Lab-Grown Diamonds Shift from Jewelry to Critical AI Infrastructure

The lab-grown diamond industry is undergoing a dramatic transformation. Once defined by the romantic jewelry market, these synthetic gems are now essential components in artificial intelligence hardware.

This pivot has triggered a massive market rally. The sector index has surged 108% year-to-date, defying broader economic trends that have hurt consumer discretionary assets.

Key Facts

• Market Reversal: Lab-grown diamond stocks rose 108% this year after dropping 80% from peaks due to falling jewelry demand.
• Thermal Solution: Diamond possesses the highest known thermal conductivity, making it ideal for cooling high-performance AI chips.
• Nvidia’s Role: Nvidia plans to use diamond composite materials combined with liquid cooling in next-generation GPU architectures.
• Value Surge: Industrial applications offer 5-30x higher unit prices compared to declining jewelry sales.
• Corporate Impact: Major producers like Huanghe Whirlwind and Zhongbing Red Arrow are shifting focus from consumer goods to industrial tech supplies.
• Supply Chain: The industry relies heavily on upstream equipment, preventing absolute monopoly but ensuring broad participation in growth.

From Romantic Symbol to Silicon Essential

The traditional narrative of diamonds as symbols of eternal love is collapsing. Supply chain efficiencies have made lab-grown stones abundant. This abundance has crashed their value as luxury items.

Consumer prices for jewelry-grade diamonds have fallen by 90%. Companies that once thrived on emotional marketing are now facing severe losses. Huanghe Whirlwind and Zhongbing Red Arrow, two Chinese industry leaders, reported significant financial deficits.

Their stock prices reflected this despair, plummeting 80% from their historical highs. The market viewed them as dying businesses tied to a fading trend. However, this perspective ignored a critical technological shift occurring in the background.

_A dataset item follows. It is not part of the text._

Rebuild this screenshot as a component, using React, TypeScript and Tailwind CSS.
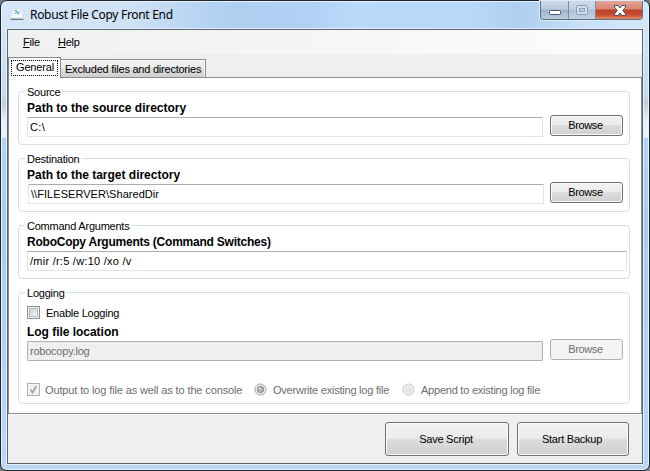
import type { ReactNode } from "react";

function Group({ title, className, children }: { title: string; className: string; children: ReactNode }) {
  return (
    <fieldset className={`rounded-[4px] border border-[#d5dfe5] pl-[6px] ${className}`}>
      <legend className="h-[13px] px-[2px] leading-[14px]">{title}</legend>
      <div className="pl-[2px]">{children}</div>
    </fieldset>
  );
}

function Bold({ children, className = "" }: { children: ReactNode; className?: string }) {
  return <div className={`mb-[3px] h-[13px] text-[12px] leading-[14px] font-bold ${className}`}>{children}</div>;
}

function Field({ value, className = "", disabled }: { value: string; className?: string; disabled?: boolean }) {
  return (
    <div
      className={`h-[20px] rounded-[1px] border pl-[2px] leading-[19px] whitespace-pre ${
        disabled
          ? "border-[#afafaf] bg-[#efefef] text-[#6d6d6d]"
          : "border-[#e2e3ea] border-t-[#abadb3] bg-white"
      } ${className}`}
    >
      {value}
    </div>
  );
}

function Button({ label, className, disabled }: { label: string; className: string; disabled?: boolean }) {
  return (
    <button
      className={`flex shrink-0 items-center justify-center rounded-[3px] border pr-[2px] ${
        disabled
          ? "border-[#adb2b5] bg-[#f4f4f4] text-[#6d6d6d]"
          : "border-[#707070] bg-[linear-gradient(#f2f2f2_0%,#ebebeb_48%,#dddddd_50%,#cfcfcf_100%)] shadow-[inset_0_0_0_1px_#fafafa]"
      } ${className}`}
    >
      {label}
    </button>
  );
}

function AppIcon() {
  return (
    <svg width="14" height="13" viewBox="0 0 14 13">
      <path d="M3 0.5h8l2 8H1z" fill="#f1f3f6" stroke="#d3dae2" strokeWidth="0.6" />
      <path d="M0.5 8h13v3h-13z" fill="#dfe2e6" />
      <path d="M0.5 11.3h13" stroke="#55585e" />
      <path d="M4 3.2l2-1 1.5 2.300 2.500-.5M5 5.500l2-1 2 1.700" fill="none" stroke="#68aace" strokeWidth="1.1" />
      <path d="M1.500 8.500h11" stroke="#fff" />
    </svg>
  );
}

function Caption() {
  return (
    <div className="flex h-[19px] w-[103px] rounded-b-[4px] border border-t-0 border-[#5f6b7b] shadow-[0_0_0_1px_#dcebfa]">
      <div className="flex w-[27px] items-center justify-center rounded-bl-[3px] bg-[linear-gradient(#cbd9e9_0%,#bccbdc_45%,#9fb1c7_50%,#b8cce0_100%)]">
        <svg width="13" height="6" className="mt-[5px] ml-[2px]">
          <rect x="0.5" y="0.5" width="11" height="4" rx="1" fill="#fff" stroke="#4d5667" />
        </svg>
      </div>
      <div className="flex w-[28px] items-center justify-center border-x border-[#7d8b9f] bg-[linear-gradient(#cddced_0%,#c1d2e4_45%,#adbfd4_50%,#bfd3e7_100%)]">
        <svg width="12" height="10">
          <rect x="0.5" y="0.5" width="11" height="9" rx="1" fill="#cfdeed" stroke="#8e9eb1" />
          <rect x="3.5" y="3.5" width="5" height="3" fill="#bfd0e2" stroke="#8e9eb1" />
        </svg>
      </div>
      <div className="flex flex-1 items-center justify-center rounded-br-[3px] bg-[linear-gradient(#e3a698_0%,#d88573_45%,#c04028_50%,#c64b32_75%,#e08a65_100%)]">
        <svg width="12" height="11" viewBox="0 0 12 11" className="mt-[1px] ml-[2px]">
          <path
            d="M.5.500h3.500l2 2.500 2-2.500h3.500v1.500l-2.700 3.500 2.700 3.500v1.500H8L6 8l-2 2.500H.5V9l2.700-3.500L.5 2z"
            fill="#fff"
            stroke="#534f60"
          />
        </svg>
      </div>
    </div>
  );
}

function Radio({ checked }: { checked?: boolean }) {
  return (
    <svg width="13" height="13" className="shrink-0">
      <circle cx="6.500" cy="6.500" r="5.500" fill="#f3f3f3" stroke={checked ? "#a0a0a0" : "#c4c4c4"} />
      {checked ? (
        <>
          <circle cx="6.500" cy="6.500" r="3.200" fill="#b0b0b0" stroke="#858585" />
          <circle cx="5.800" cy="5.800" r="1.300" fill="#d8d8d8" />
        </>
      ) : (
        <circle cx="6.500" cy="6.500" r="3.500" fill="#e6e6e6" />
      )}
    </svg>
  );
}

export default function App() {
  return (
    <div className="h-[471px] w-[650px] overflow-hidden bg-[#777b80] font-['Liberation_Sans',Arial,sans-serif] text-[11px] leading-[13px] tracking-[-0.23px] text-black">
      <div className="h-[471px] w-[650px] rounded-[7px] border border-[#20222b] bg-[linear-gradient(#d8e8f8_0px,#c6dcf3_90px,#c1cfdc_103px,#e4f0fb_120px,#edf5fd_136px,#b2d4f8_137px,#a8ccef_220px,#bad8f8_471px)] shadow-[inset_0_0_0_1px_#e8f4ff]">
        <header className="mx-[1px] mt-[1px] flex h-[27px] rounded-t-[5px] bg-[linear-gradient(90deg,#d6e6f8_0%,#cfe1f5_20%,#bcd6f2_28%,#b0d0f2_35%,#b0d1f3_48%,#b9dafb_54%,#b7d8f8_73%,#b0cfee_80%,#c7e0f8_90%,#d3e7fb_100%)]">
          <div className="flex flex-1 pt-[6px] pl-[8px]">
            <AppIcon />
            <span className="-mt-[1px] ml-[6px] font-['Noto_Sans',sans-serif] text-[12px] leading-[15px] tracking-[-0.31px]">
              Robust File Copy Front End
            </span>
          </div>
          <div className="-mt-[1px] mr-[5px]">
            <Caption />
          </div>
        </header>

        <main className="ml-[6px] flex h-[435px] w-[636px] flex-col border border-[#5c6673] bg-[#efefef] shadow-[0_0_0_1px_#e3f0fd]">
          <nav className="flex h-[24px] shrink-0 gap-[18px] bg-[linear-gradient(90deg,#f0f0f0,#fcfcfc)] pt-[6px] pl-[15px]">
            <span className="w-[17px]"><u>F</u>ile</span>
            <span><u>H</u>elp</span>
          </nav>

          <div className="flex h-[24px] shrink-0 items-end border-b border-[#898c95]">
            <div className="relative z-10 -mb-px h-[21px] w-[53px] border border-b-0 border-[#898c95] bg-white p-[2px]">
              <div className="h-[16px] w-[47px] border border-dotted border-black pl-[4px] leading-[13px] tracking-[-0.15px]">General</div>
            </div>
            <div className="h-[18px] w-[145px] border border-b-0 border-l-0 border-[#898c95] bg-[linear-gradient(#f2f2f2_0%,#ebebeb_48%,#dddddd_50%,#cfcfcf_100%)] pl-[4px] leading-[19px] whitespace-nowrap shadow-[inset_-1px_1px_0_#fafafa]">
              Excluded files and directories
            </div>
          </div>

          <section className="flex h-[336px] shrink-0 flex-col gap-[7px] border border-t-0 border-[#898c95] bg-white pt-[7px] pl-[9px]">
            <Group title="Source" className="h-[60px] w-[612px]">
              <div className="flex">
                <div className="w-[516px] pt-[3px]">
                  <Bold className="tracking-[-0.01px]">Path to the source directory</Bold>
                  <Field value={"C:\\"} className="tracking-[0.4px]" />
                </div>
                <Button label="Browse" className="mt-[17px] ml-[7px] h-[21px] w-[73px] tracking-[-0.4px]" />
              </div>
            </Group>

            <Group title="Destination" className="h-[60px] w-[612px]">
              <div className="flex">
                <div className="w-[517px] pt-[3px]">
                  <Bold className="tracking-[-0.01px]">Path to the target directory</Bold>
                  <Field value={"\\\\FILESERVER\\SharedDir"} className="ml-px tracking-[0.05px]" />
                </div>
                <Button label="Browse" className="mt-[17px] ml-[6px] h-[21px] w-[73px] tracking-[-0.4px]" />
              </div>
            </Group>

            <Group title="Command Arguments" className="h-[60px] w-[612px]">
              <div className="w-[600px] pt-[3px]">
                <Bold className="tracking-[-0.23px]">RoboCopy Arguments (Command Switches)</Bold>
                <Field value="/mir /r:5 /w:10 /xo /v" className="tracking-[0.25px]" />
              </div>
            </Group>

            <Group title="Logging" className="h-[118px] w-[612px]">
              <div className="mt-[7px] flex h-[13px]">
                <span className="h-[13px] w-[13px] border border-[#8e8f8f] bg-[#f4f4f4] p-[1px]">
                  <span className="block h-[9px] w-[9px] border border-[#b3b8be] bg-[linear-gradient(135deg,#cdd1d6,#f6f6f6)]" />
                </span>
                <span className="ml-[6px] leading-[14px]">Enable Logging</span>
              </div>
              <div className="flex">
                <div className="w-[516px] pt-[6px]">
                  <Bold className="tracking-[-0.03px]">Log file location</Bold>
                  <Field value="robocopy.log" disabled />
                </div>
                <Button label="Browse" disabled className="mt-[20px] ml-[7px] h-[21px] w-[73px] tracking-[-0.4px]" />
              </div>
              <div className="mt-[22px] flex h-[13px] leading-[14px] whitespace-nowrap text-[#6d6d6d]">
                <span className="h-[13px] w-[13px] shrink-0 border border-[#b1b1b1] bg-[#f2f2f2]">
                  <svg width="11" height="11">
                    <path d="M2.5 5.5l2 3 4-6.5" fill="none" stroke="#a5a5a5" strokeWidth="1.8" />
                  </svg>
                </span>
                <span className="ml-[5px] w-[209px] tracking-[-0.13px]">Output to log file as well as to the console</span>
                <Radio checked />
                <span className="ml-[6px] w-[129px]">Overwrite existing log file</span>
                <Radio />
                <span className="ml-[6px]">Append to existing log file</span>
              </div>
            </Group>
          </section>

          <footer className="flex flex-1 justify-end gap-[8px] border-t border-white pt-[7px] pr-[13px]">
            <Button label="Save Script" className="h-[34px] w-[124px]" />
            <Button label="Start Backup" className="h-[34px] w-[112px]" />
          </footer>
        </main>
      </div>
    </div>
  );
}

The rise of generative AI requires immense computational power. This power generates excessive heat. Traditional cooling methods are reaching their physical limits. Silicon-based processors simply cannot dissipate heat fast enough to maintain peak performance.

Diamonds offer a solution. They conduct heat five times better than copper. This property makes them the ultimate material for thermal management in electronics. The industry is no longer selling romance; it is selling performance.

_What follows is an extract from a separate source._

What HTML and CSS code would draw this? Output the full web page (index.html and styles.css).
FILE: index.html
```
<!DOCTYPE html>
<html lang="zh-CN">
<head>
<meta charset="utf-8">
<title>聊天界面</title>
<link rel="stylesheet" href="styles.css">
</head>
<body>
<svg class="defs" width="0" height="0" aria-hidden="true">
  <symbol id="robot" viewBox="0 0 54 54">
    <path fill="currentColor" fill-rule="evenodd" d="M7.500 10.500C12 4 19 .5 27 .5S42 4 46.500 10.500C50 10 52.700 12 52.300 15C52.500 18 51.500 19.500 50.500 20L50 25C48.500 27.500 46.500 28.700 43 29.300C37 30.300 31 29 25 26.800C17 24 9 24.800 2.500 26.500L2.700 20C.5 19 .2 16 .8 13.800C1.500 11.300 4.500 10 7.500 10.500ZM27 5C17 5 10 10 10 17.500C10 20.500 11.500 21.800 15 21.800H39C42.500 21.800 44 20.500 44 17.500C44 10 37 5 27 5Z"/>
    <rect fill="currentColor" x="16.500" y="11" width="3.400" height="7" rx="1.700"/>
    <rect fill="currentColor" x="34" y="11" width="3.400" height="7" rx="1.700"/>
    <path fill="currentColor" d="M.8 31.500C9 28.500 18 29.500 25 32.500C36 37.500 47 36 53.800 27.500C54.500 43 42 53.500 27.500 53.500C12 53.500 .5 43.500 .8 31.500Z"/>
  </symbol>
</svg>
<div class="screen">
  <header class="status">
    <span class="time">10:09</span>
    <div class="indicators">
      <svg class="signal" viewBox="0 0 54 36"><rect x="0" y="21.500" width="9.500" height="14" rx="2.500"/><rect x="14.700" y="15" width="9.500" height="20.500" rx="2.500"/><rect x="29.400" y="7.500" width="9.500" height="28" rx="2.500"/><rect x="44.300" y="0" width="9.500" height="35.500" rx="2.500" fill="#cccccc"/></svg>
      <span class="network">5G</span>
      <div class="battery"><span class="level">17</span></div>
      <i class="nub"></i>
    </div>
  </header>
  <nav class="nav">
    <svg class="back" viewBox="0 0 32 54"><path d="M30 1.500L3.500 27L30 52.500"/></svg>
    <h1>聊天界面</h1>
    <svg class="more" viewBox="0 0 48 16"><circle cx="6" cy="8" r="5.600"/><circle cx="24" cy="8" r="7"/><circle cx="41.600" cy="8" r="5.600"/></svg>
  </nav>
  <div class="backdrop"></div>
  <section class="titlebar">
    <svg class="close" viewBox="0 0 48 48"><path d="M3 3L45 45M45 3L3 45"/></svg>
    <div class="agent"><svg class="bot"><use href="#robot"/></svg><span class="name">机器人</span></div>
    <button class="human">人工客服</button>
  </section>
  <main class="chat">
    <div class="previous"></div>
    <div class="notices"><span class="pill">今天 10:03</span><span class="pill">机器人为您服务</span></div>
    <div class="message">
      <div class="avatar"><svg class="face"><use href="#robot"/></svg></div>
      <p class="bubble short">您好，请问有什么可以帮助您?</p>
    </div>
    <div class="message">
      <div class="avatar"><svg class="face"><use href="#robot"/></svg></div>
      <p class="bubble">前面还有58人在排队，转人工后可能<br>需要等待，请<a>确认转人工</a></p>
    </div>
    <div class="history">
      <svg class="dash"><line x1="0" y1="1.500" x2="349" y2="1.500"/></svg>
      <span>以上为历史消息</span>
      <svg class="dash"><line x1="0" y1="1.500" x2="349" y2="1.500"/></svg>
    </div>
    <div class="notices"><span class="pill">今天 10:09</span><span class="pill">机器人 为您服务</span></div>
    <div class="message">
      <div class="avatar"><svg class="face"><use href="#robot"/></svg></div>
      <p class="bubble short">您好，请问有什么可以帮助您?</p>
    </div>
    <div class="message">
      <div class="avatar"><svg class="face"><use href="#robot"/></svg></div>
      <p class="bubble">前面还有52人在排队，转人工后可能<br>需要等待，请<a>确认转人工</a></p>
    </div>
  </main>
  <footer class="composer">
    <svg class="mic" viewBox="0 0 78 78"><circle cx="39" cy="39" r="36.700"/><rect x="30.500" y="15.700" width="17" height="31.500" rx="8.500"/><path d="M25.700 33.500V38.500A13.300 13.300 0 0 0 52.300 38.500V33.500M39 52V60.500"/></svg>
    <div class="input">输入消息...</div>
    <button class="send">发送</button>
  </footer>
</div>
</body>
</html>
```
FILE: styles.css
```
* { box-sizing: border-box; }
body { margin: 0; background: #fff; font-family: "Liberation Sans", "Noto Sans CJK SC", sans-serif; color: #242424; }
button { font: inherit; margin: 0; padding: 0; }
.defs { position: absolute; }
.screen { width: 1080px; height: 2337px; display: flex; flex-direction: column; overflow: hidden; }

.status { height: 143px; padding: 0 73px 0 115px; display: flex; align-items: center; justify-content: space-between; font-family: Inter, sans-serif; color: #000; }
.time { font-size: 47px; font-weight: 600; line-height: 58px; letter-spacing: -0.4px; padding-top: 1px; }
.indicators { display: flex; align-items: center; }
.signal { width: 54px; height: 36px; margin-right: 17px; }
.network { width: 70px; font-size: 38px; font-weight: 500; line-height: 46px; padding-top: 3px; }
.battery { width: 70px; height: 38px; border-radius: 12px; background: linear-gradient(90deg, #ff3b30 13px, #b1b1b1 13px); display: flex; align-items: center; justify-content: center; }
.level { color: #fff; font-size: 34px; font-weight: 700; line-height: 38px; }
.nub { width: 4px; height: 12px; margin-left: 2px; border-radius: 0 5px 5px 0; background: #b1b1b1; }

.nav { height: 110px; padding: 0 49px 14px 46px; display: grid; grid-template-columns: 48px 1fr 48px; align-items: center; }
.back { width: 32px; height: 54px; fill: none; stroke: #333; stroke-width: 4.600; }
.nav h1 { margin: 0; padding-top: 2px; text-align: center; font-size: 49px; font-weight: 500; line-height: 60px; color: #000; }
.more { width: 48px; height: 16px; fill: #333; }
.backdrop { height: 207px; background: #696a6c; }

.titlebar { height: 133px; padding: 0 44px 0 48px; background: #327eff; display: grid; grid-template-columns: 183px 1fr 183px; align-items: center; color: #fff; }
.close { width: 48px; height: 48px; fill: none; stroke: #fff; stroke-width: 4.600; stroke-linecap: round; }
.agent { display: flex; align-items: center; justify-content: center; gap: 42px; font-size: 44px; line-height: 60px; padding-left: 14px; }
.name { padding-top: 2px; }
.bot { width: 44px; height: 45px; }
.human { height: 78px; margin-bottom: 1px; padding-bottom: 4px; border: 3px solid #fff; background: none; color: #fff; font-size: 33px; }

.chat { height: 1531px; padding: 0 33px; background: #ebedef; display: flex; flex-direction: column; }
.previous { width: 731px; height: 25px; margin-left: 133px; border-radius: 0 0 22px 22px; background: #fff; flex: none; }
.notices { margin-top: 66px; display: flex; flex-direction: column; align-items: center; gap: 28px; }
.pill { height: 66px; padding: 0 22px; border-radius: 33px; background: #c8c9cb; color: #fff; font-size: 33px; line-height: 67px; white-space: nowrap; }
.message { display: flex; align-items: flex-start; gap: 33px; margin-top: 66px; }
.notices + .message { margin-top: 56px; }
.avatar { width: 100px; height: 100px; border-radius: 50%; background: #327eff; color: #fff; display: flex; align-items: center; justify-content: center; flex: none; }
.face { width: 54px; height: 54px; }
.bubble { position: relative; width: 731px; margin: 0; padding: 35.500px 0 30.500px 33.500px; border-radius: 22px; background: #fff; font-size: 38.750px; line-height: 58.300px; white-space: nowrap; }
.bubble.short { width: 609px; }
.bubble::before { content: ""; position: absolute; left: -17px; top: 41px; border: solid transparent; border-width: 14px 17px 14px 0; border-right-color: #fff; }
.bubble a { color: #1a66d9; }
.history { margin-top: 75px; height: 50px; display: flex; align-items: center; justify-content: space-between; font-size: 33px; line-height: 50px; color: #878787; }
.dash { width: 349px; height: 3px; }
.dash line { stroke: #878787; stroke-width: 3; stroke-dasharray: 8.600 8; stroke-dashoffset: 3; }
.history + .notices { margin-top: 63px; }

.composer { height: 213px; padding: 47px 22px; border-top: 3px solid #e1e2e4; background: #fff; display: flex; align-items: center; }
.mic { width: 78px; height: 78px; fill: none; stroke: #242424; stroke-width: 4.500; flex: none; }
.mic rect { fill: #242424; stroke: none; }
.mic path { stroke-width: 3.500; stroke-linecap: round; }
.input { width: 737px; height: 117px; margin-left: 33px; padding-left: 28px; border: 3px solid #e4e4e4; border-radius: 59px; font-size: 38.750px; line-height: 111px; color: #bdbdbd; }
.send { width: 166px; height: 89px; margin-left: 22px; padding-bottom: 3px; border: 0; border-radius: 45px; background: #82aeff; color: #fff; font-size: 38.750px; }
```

Why AI Chips Need Diamond Cooling

Artificial intelligence models are growing exponentially in size. Training large language models requires thousands of GPUs working in unison. These clusters generate intense thermal loads.

If chips overheat, they throttle performance or fail entirely. Current cooling solutions, such as standard metal heat sinks, are insufficient for next-generation workloads. Engineers need materials with superior thermal properties.

Diamond composites provide this capability. They allow chips to operate at higher frequencies without thermal throttling. This directly translates to faster training times and lower energy costs for data centers.

Nvidia has recognized this potential. The company announced that its upcoming GPU designs will integrate diamond composite materials. This move signals a major validation of the technology by the world’s leading chipmaker.

The integration of diamond with liquid cooling systems creates a hybrid approach. This combination maximizes heat dissipation efficiency. It ensures that AI infrastructure can scale without hitting thermal barriers.

Technical Advantages of Diamond Thermal Management

• Superior Conductivity: Diamond conducts heat significantly better than any other natural material.
• Durability: It withstands extreme pressures and temperatures found in dense server racks.
• Miniaturization: Allows for smaller, more efficient cooling solutions in compact devices.
• Energy Efficiency: Reduces the power needed for active cooling fans and pumps.
• Longevity: Extends the lifespan of expensive semiconductor components.
• Scalability: Can be manufactured synthetically to meet growing industrial demand.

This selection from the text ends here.